Sarah Davis practiced many styles of yoga in the past 20 years in India, the US and Europe. For more than a decade now she has dedicated herself to the profound yet intuitive teachings of Rossella Baroncini and Vanda Scaravelli, which she feels blend seamlessly with the teachings of the Buddha. She is thrilled to be returning to teaching with Steve!
Jake Davis began practicing at age 14, with Steven and Michele, and went on to spend nearly a decade practicing, studying, working as an interpreter, and training as a monk under the eminent meditation masters Sayadaw U Pandita and Sayadaw U Lakkhana of Burma. He brings together intellectual training including study of the Pāli texts, and a PhD in Philosophy and Cognitive Science, with ongoing training in retreat practice and teaching.
If you are experiencing financial hardship and need scholarship support, please contact us. Scholarships are available upon request. No one will be turned away for lack of funds. We look forward to supporting you in the ways we know best during these challenging times.

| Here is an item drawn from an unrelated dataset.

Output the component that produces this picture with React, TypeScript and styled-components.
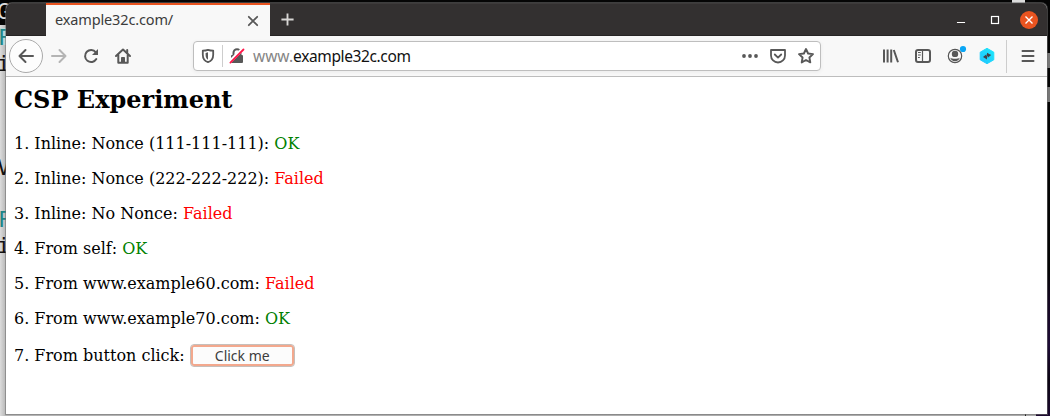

In accordance with tradition, all Vipassana Hawai’i internationally respected teachers offer their teachings free of charge and are supported through the freely-offered generosity of students and supporters. Costs associated with retreats cover the growing expenses associated with online services, online storage, broadcasting equipment, and website administration - but do not support teacher time, training, effort, or energy. We believe that this commitment helps keep the purity of the teachings alive and thriving, as it has for millennia. They do not collect salaries in keeping with the time-honored tradition of sharing openly the chance for peace. This allows us to keep our registration fees as low as possible but also means that the livelihood of our teachers is precarious. As a result, we strive to give back in any for - including monetarily - so that they may continue their endeavors and share their wisdom. Vipassana Teachers must be supported in this way if we are to keep this tradition alive, healthy, and with integrity in the modern era. Dana, or generosity, can be offered by mailing a check at the end of the retreat or online here.
If you cancel less than 14 days prior to the event, unfortunately we cannot afford to offer a refund. Last-minute cancellations are costly and usually mean that others whom we have already turned away can no longer attend the retreat.